Entrelivros
Edição 29 - setembro de 2007


A brutal descoberta da normalidade

JOSÉ CASTELLO

Em narrativa hábil e realista, Tezza expõe o complexo relacionamento de um pai com seu filho Down

Talvez a intrigante classificação criada por Truman Capote para definir seu A sangue frio, "romance de não ficção", ajude a explicar O filho eterno, o novo ro­mance de Cristovão Tezza. Talvez não. Na classificação de Capote subentende-se um debruçar sobre o mundo externo, de fundo jornalístico. No livro de Tezza, ao contrário, a investigação é interior, o autor indaga não ao mundo fora de si, mas a si mesmo.

Tezza prefere dizer que seu livro é um "romance brutalmente autobiográfico". Talvez seja melhor. Romances autobiográficos existem muitos. O advérbio "brutalmente", contudo, faz a definição dar um salto. Inclui dor extrema e, sobretudo, incorpora a violência nesse movimento doloroso do voltar-se a si.

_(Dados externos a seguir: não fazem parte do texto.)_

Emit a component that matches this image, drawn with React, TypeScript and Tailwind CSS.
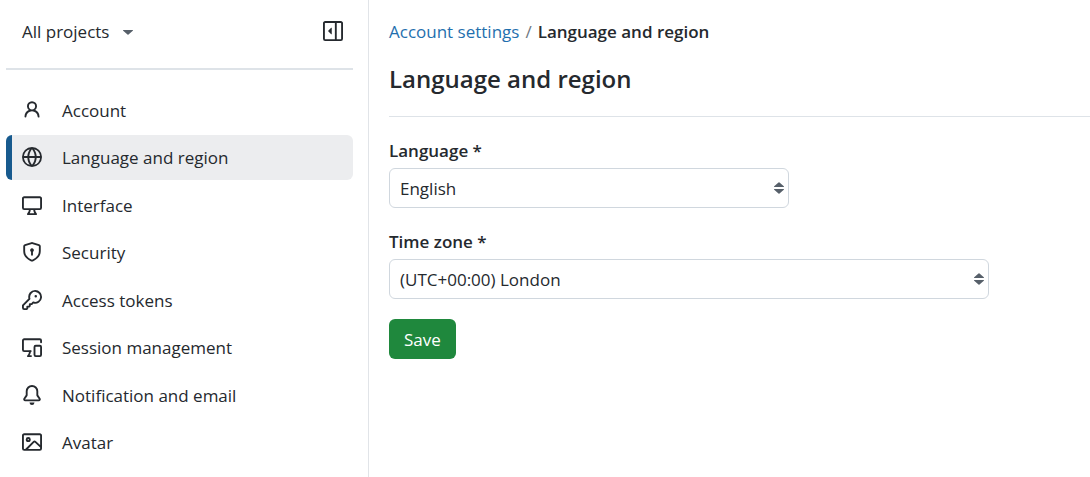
import type { ReactNode } from 'react'
import clsx from 'clsx'

type IconProps = { children: ReactNode }

function Icon({ children }: IconProps) {
  return (
    <svg aria-hidden="true" viewBox="0 0 16 16" className="size-5 shrink-0 fill-current">
      {children}
    </svg>
  )
}

const navItems = [
  {
    label: 'Account',
    icon: (
      <path d="M10.561 8.073a6.005 6.005 0 0 1 3.432 5.142.75.75 0 1 1-1.498.07 4.5 4.5 0 0 0-8.99 0 .75.75 0 0 1-1.498-.07 6.004 6.004 0 0 1 3.431-5.142 3.999 3.999 0 1 1 5.123 0ZM10.5 5a2.5 2.5 0 1 0-5 0 2.5 2.5 0 0 0 5 0Z" />
    ),
  },
  {
    label: 'Language and region',
    active: true,
    icon: (
      <path d="M8 0a8 8 0 1 1 0 16A8 8 0 0 1 8 0ZM5.78 8.75a9.64 9.64 0 0 0 1.363 4.177c.255.426.542.832.857 1.215.245-.296.551-.705.857-1.215A9.64 9.64 0 0 0 10.22 8.75Zm4.44-1.5a9.64 9.64 0 0 0-1.363-4.177c-.307-.51-.612-.919-.857-1.215a9.927 9.927 0 0 0-.857 1.215A9.64 9.64 0 0 0 5.78 7.25Zm-5.944 1.5H1.543a6.507 6.507 0 0 0 4.666 5.5c-.123-.181-.24-.365-.352-.552-.715-1.192-1.437-2.874-1.581-4.948Zm-2.733-1.5h2.733c.144-2.074.866-3.756 1.58-4.948.12-.197.237-.381.353-.552a6.507 6.507 0 0 0-4.666 5.5Zm10.181 1.5c-.144 2.074-.866 3.756-1.58 4.948-.12.197-.237.381-.353.552a6.507 6.507 0 0 0 4.666-5.5Zm2.733-1.5a6.507 6.507 0 0 0-4.666-5.5c.123.181.24.365.353.552.714 1.192 1.436 2.874 1.58 4.948Z" />
    ),
  },
  {
    label: 'Interface',
    icon: (
      <path d="M14.25 1c.966 0 1.75.784 1.75 1.75v7.5A1.75 1.75 0 0 1 14.25 12h-3.727c.099 1.041.52 1.872 1.292 2.757A.752.752 0 0 1 11.25 16h-6.5a.75.75 0 0 1-.565-1.243c.772-.885 1.192-1.716 1.292-2.757H1.75A1.75 1.75 0 0 1 0 10.25v-7.5C0 1.784.784 1 1.75 1ZM1.75 2.5a.25.25 0 0 0-.25.25v7.5c0 .138.112.25.25.25h12.5a.25.25 0 0 0 .25-.25v-7.5a.25.25 0 0 0-.25-.25ZM9.018 12H6.982a5.72 5.72 0 0 1-.765 2.5h3.566a5.72 5.72 0 0 1-.765-2.5Z" />
    ),
  },
  {
    label: 'Security',
    icon: (
      <path d="m8.533.133 5.25 1.68A1.75 1.75 0 0 1 15 3.48V7c0 1.566-.32 3.182-1.303 4.682-.983 1.498-2.585 2.813-5.032 3.855a1.697 1.697 0 0 1-1.33 0c-2.447-1.042-4.049-2.357-5.032-3.855C1.32 10.182 1 8.566 1 7V3.48a1.755 1.755 0 0 1 1.217-1.667l5.25-1.68a1.748 1.748 0 0 1 1.066 0Zm-.61 1.429.001.001-5.25 1.68a.251.251 0 0 0-.174.237V7c0 1.36.275 2.666 1.057 3.859.784 1.194 2.121 2.342 4.366 3.298a.196.196 0 0 0 .154 0c2.245-.957 3.582-2.103 4.366-3.297C13.225 9.666 13.5 8.358 13.5 7V3.48a.25.25 0 0 0-.174-.238l-5.25-1.68a.25.25 0 0 0-.153 0ZM9.5 6.5c0 .536-.286 1.032-.75 1.3v2.45a.75.75 0 0 1-1.5 0V7.8A1.5 1.5 0 1 1 9.5 6.5Z" />
    ),
  },
  {
    label: 'Access tokens',
    icon: (
      <path d="M10.5 0a5.499 5.499 0 1 1-1.288 10.848l-.932.932a.749.749 0 0 1-.53.22H7v.75a.749.749 0 0 1-.22.53l-.5.5a.749.749 0 0 1-.53.22H5v.75a.749.749 0 0 1-.22.53l-.5.5a.749.749 0 0 1-.53.22h-2A1.75 1.75 0 0 1 0 14.25v-2c0-.199.079-.389.22-.53l4.932-4.932A5.5 5.5 0 0 1 10.5 0Zm-4 5.5c-.001.431.069.86.205 1.269a.75.75 0 0 1-.181.768L1.5 12.56v1.69c0 .138.112.25.25.25h1.69l.06-.06v-1.19a.75.75 0 0 1 .75-.75h1.19l.06-.06v-1.19a.75.75 0 0 1 .75-.75h1.19l1.023-1.025a.75.75 0 0 1 .768-.18A4 4 0 1 0 6.5 5.5ZM11 6a1 1 0 1 1 0-2 1 1 0 0 1 0 2Z" />
    ),
  },
  {
    label: 'Session management',
    icon: (
      <g fill="none" stroke="currentColor" strokeWidth="1.5" strokeLinecap="round" strokeLinejoin="round">
        <path d="M15.25 4.2V2.75a1 1 0 0 0-1-1H1.75a1 1 0 0 0-1 1v7.5a1 1 0 0 0 1 1H7" />
        <path d="M6.5 11.5Q6.200 13.800 4.750 15.250H7.200" />
        <rect x="10" y="7" width="5.25" height="8.25" rx="1" />
      </g>
    ),
  },
  {
    label: 'Notification and email',
    icon: (
      <path d="M8 16a2 2 0 0 0 1.985-1.75c.017-.137-.097-.25-.235-.25h-3.5c-.138 0-.252.113-.235.25A2 2 0 0 0 8 16ZM3 5a5 5 0 0 1 10 0v2.947c0 .05.015.098.042.139l1.703 2.555A1.519 1.519 0 0 1 13.482 13H2.518a1.516 1.516 0 0 1-1.263-2.36l1.703-2.554A.255.255 0 0 0 3 7.947Zm5-3.5A3.5 3.5 0 0 0 4.5 5v2.947c0 .346-.102.683-.294.97l-1.703 2.556a.017.017 0 0 0-.003.01l.001.006c0 .002.002.004.004.006l.006.004.007.001h10.964l.007-.001.006-.004.004-.006.001-.007a.017.017 0 0 0-.003-.01l-1.703-2.554a1.745 1.745 0 0 1-.294-.97V5A3.5 3.5 0 0 0 8 1.5Z" />
    ),
  },
  {
    label: 'Avatar',
    icon: (
      <path d="M16 13.25A1.75 1.75 0 0 1 14.25 15H1.75A1.75 1.75 0 0 1 0 13.25V2.75C0 1.784.784 1 1.75 1h12.5c.966 0 1.75.784 1.75 1.75ZM1.75 2.5a.25.25 0 0 0-.25.25v10.5c0 .138.112.25.25.25h.94l.03-.03 6.077-6.078a1.75 1.75 0 0 1 2.412-.06L14.5 10.31V2.75a.25.25 0 0 0-.25-.25Zm12.5 11a.25.25 0 0 0 .25-.25v-.917l-4.298-3.889a.25.25 0 0 0-.344.009L4.81 13.5ZM7 6a2 2 0 1 1-3.999.001A2 2 0 0 1 7 6ZM5.5 6a.5.5 0 1 0-1 0 .5.5 0 0 0 1 0Z" />
    ),
  },
]

function Sidebar() {
  return (
    <aside className="w-[369px] shrink-0 border-r border-[#e1e4e8] pl-1.5 pr-[15px]">
      <div className="flex h-[70px] items-start justify-between border-b-2 border-[#dee3e8] pl-4 pr-2.5 pt-5">
        <button type="button" className="flex items-center gap-3.5 leading-6">
          All projects
          <svg aria-hidden="true" viewBox="0 0 10 5" className="h-[5px] w-2.5 fill-[#57606a]">
            <path d="M.4 0h9.2q.7.2.2.7L5.5 4.6q-.5.5-1 0L.2.7Q-.3.2.4 0Z" />
          </svg>
        </button>
        <button type="button" aria-label="Collapse sidebar" className="pt-px">
          <Icon>
            <path d="m4.177 7.823 2.396-2.396A.25.25 0 0 1 7 5.604v4.792a.25.25 0 0 1-.427.177L4.177 8.177a.25.25 0 0 1 0-.354Z" />
            <path d="M1.75 0h12.5C15.216 0 16 .784 16 1.75v12.5A1.75 1.75 0 0 1 14.25 16H1.75A1.75 1.75 0 0 1 0 14.25V1.75C0 .784.784 0 1.75 0ZM1.5 1.75v12.5c0 .138.112.25.25.25H9.5v-13H1.75a.25.25 0 0 0-.25.25ZM11 14.5h3.25a.25.25 0 0 0 .25-.25V1.75a.25.25 0 0 0-.25-.25H11Z" />
          </Icon>
        </button>
      </div>

      <nav className="pt-[17px]">
        <ul className="flex min-h-[378px] flex-col justify-between">
          {navItems.map((item) => (
            <li key={item.label}>
              <a
                href="#"
                aria-current={item.active ? 'page' : undefined}
                className={clsx(
                  'flex h-[45px] items-center gap-5 rounded-md border-l-[6px] pl-2.5',
                  item.active ? 'border-[#175a8e] bg-[#ecedef]' : 'border-transparent'
                )}
              >
                <Icon>{item.icon}</Icon>
                <span className="pt-0.5">{item.label}</span>
              </a>
            </li>
          ))}
        </ul>
      </nav>
    </aside>
  )
}

type SelectFieldProps = {
  id: string
  label: string
  value: string
  className: string
}

function SelectField({ id, label, value, className }: SelectFieldProps) {
  return (
    <div className={clsx('max-w-full', className)}>
      <label htmlFor={id} className="block pb-1 font-semibold leading-[27px]">
        {label} *
      </label>
      <div className="relative">
        <select
          id={id}
          className="block h-10 w-full appearance-none rounded-md border border-[#d0d7de] bg-white px-2.5 pt-0.5"
        >
          <option>{value}</option>
        </select>
        <svg
          aria-hidden="true"
          viewBox="0 0 10 12"
          className="pointer-events-none absolute right-[5px] top-3.5 h-3 w-2.5 fill-[#57606a]"
        >
          <path d="M.4 5h9.2q.7-.2.2-.7L5.5.4q-.5-.5-1 0L.2 4.3Q-.3 4.8.4 5ZM.4 7h9.2q.7.2.2.7L5.5 11.6q-.5.5-1 0L.2 7.7Q-.3 7.2.4 7Z" />
        </svg>
      </div>
    </div>
  )
}

export default function App() {
  return (
    <div className="flex min-h-screen bg-white font-['Open_Sans','Noto_Sans',sans-serif] text-[17px] leading-6 text-[#25292e]">
      <Sidebar />
      <main className="min-w-0 flex-1 pl-5 pt-5">
        <nav aria-label="Breadcrumb">
          <ol className="flex gap-1.5">
            <li>
              <a href="#" className="text-[#1f6fae]">
                Account settings
              </a>
            </li>
            <li aria-hidden="true" className="text-[#6e7781]">
              /
            </li>
            <li aria-current="page" className="font-semibold">
              Language and region
            </li>
          </ol>
        </nav>
        <h1 className="mt-[17px] border-b border-[#dee3e8] pb-[19px] text-2xl font-semibold leading-9">
          Language and region
        </h1>

        <form className="flex flex-col items-start gap-5 pt-5">
          <SelectField id="language" label="Language" value="English" className="w-[400px]" />
          <SelectField id="time-zone" label="Time zone" value="(UTC+00:00) London" className="w-[600px]" />
          <button type="button" className="h-10 rounded-md bg-[#1f883d] px-[15px] pt-0.5 text-white">
            Save
          </button>
        </form>
      </main>
    </div>
  )
}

O filho eterno desafia nossas idéias habituais a respeito dos romances. Conta a vida de um homem que, aos 28 anos de idade, ainda inseguro de que seja (ou de que será) um poeta, tem uma notícia brutal: a de que seu primeiro filho, Felipe, que acaba de nascer, tem a síndrome de Down.

A notícia o horroriza, e de não esconde esse sentimento. Aquela foi, afirma, "a manhã mais brutal de sua vida". O sonho do primeiro filho traz a nódoa da "anormalidade". Algo "para sempre" - o que o leva à dura reflexão "de que algumas coisas são de fato irremediáveis". O último limite da inocência, conclui, está ultrapassado. Voltou a nascer junto com o filho.

"Aquela criança horrível já ocupava todos os poros de sua vida", continua, sem adoçar a brutalidade do que viveu. Mas O filho eterno não é só o relato da luta fracassada de um pai para normalizar o filho. É também a história da luta de um homem para se tomar "normal". A negação da poesia, que exige a idéia do sublime, e o desvio para o terreno mais sólido da prosa, indicam isso também.

Atordoado, o pai sai em busca de respostas científicas. E descobre que as pessoas com Down - os "mongolóides", como ainda se dizia - não existem para a história. "Não há mongolóides na história, relato nenhum - são seres ausentes", conclui.

Mas, ao voltar-se para si, constata que ele também, o pai, transita numa zona cinzenta entre o ser e o não-ser. "Penso que sou escritor, mas ainda não escrevi nada", admite. Tudo está para ser feito.

Sob "o peso medonho do instante", no qual o destino todo se concentra, entende que precisa fazer alguma coisa daquilo que é. O filho eterno é o relato não só da busca de um sentido que estabilize a dura existência do filho, mas de uma fronteira que empreste sentido a sua própria vida de pai. Um freio que o salve de desejar o que não existe, que o livre das ilusões.

Espelhando-se no filho, sua relação com a literatura também entra em crise. "Eu não posso ser destruído pela literatura; eu também não posso ser destruído pelo meu filho - eu tenho um limite", constata. A descoberta do limite se torna não só a possibilidade da literatura, mas a possibilidade da própria paternidade. O filho Down, no fim, é sua salvação.

Na série de descobertas atordoantes, revela-se que não é só o filho que depende dele, pai, mas que ele também depende brutalmente do filho. "Só descobriu a dependência que sentia do filho no dia em que Felipe desapareceu pela primeira vez", relata. E, atônito, descreve: “O mesmo filho que ele desejou morto assim que nasceu, e que agora, pela ausência, parece matá-lo”.

Com habilidade, Tezza mistura a narrativa da formação de Felipe com a narrativa de sua própria formação. Ambas se mostram incompletas, avançam em direções imprevistas, desmentem expectativas. Mas é a partir de desvios e surpresas que algo se deve construir. As vidas do filho e do pai se interpenetram, constituindo aquilo que, em palavras simples, chamamos de amor.

No fim das contas, as dificuldades estão, como sempre, nas palavras. Não só o filho "deficiente", mas ele também, pai "normal" tem dificuldades com a linguagem. Diante dela, o real sempre se esquiva. "O pai começa a perceber que todas as crianças especiais são diferentes umas das outras de um modo mais radical do que no mundo do padrão de normalidade." No fim, entende, com toda a dor, que é a idéia de normalidade que os impede de ser.